Its 8:44 am and after 5 hours of sleep on my trusty Thermarest I feel quite refreshed, which is more than I can say about the people around me. Some have capitulated and lay scattered around the brightly lit room under their coats in front of their MacBook Air’s. Others are still in exactly the same position I left them 5 hours ago but the intensity has gone and eyes have glazed over. At least one person confirmed the geek stereotype and didn’t manage to hold his beer.
Update: Apparently Parlycloud won a special mention during the judging, thanks!
I’m at the 2012 Rewired State Parliament hack weekend. Not with a concrete problem in mind but to observe and learn, similar to the Datadive of two months ago. I was surprised that the format was even more free from than the Datadive. There was no problem facilitation, just a collection of links to various data sources and it was up to the participants to come up with ideas and coalesce into groups.
After poking around at the data somewhat and inspired by the free Parliament tour, I thought I it would be cool to do automatic and dynamic topic mapping of the debate transcripts (or Hansard data as it is referred to). The ideal goal was to have some kind of dynamically changing word cloud or topic map which would allow one to visualize how time was allocated across different topics (health, immigration, science and technology, …) and varied over time.
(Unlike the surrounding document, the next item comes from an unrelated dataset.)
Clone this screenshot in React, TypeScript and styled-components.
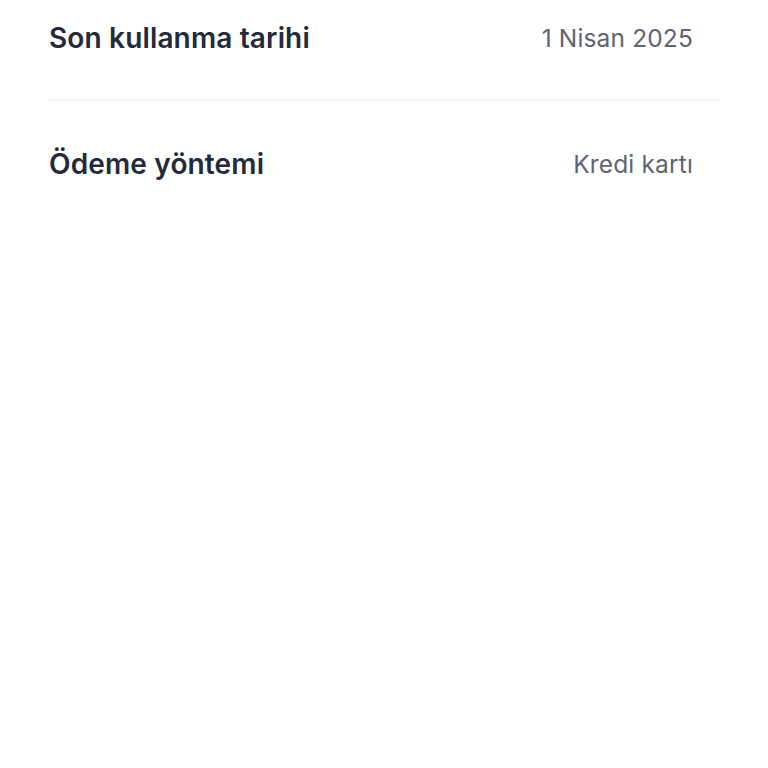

Unfortunately there was no predefined taxonomy, transcripts were not labelled in any way, and I couldn’t find a different dataset to cross reference with (though I wouldn’t be surprised if there was one). Thus I spent some time looking into the very difficult problem of automatic topic extraction. Probabilistic methods such as Latent Dirichlet Allocation (LDA) and Latent Semantic Analysis (LSA) seemed the most popular so I toyed around with various libraries but wasn’t quite happy with the results. With a deadline looming I didn’t want to waste too much time understanding libraries or playing with parameters so eventually I decided to switch to a hosted solution based around Zemanta. I could always swap a custom solution in later but at least I had something working. Other APIs I tried were Yahoo’s content analysis, Alchemy API, and the Open Calais API.
I went with Zemanta as it was quick and easy to obtain a key and the API well documented and easy to understand. Essentially the API provides a suggest capability that, when queried with some text, will return what it thinks are relevant keywords. Particularly useful for me was that it also returns relevant images, articles and categories. That saved me from piping the keywords through a search engine in order to get some more context information. Unfortunately though I found little technical background information as to how the Zemanta service actually works so its a bit of a black box but the results seem sensible.
With Zemanta doing the heavy lifting it was then straightforward to tie it together with the XML Hansard data and provide a simple web frontend with Flask and Bootstrap. The result is a page that shows you the topics, categories, and images for a particular parliamentary debate:
Code is in github and a demo application (seeded with a couple months worth of data) is running on heroku. The topic extraction has more trouble with some debates than others, but overall the themes are there. Still a long way from what I originally had in mind but I thought it was a good place to stop. Also, during this process I connected with another team, led by Mark Smitham, who had been thinking along similar lines and had done similar things. Unfortunately I can’t stay for the final presentations but I’m sure they will come up with something cool. Hopefully I will find some time to continue to work on this in the future.
Thanks to the Rewired State and Tech Hub crew for organizing! Next stop: #rhoksoton!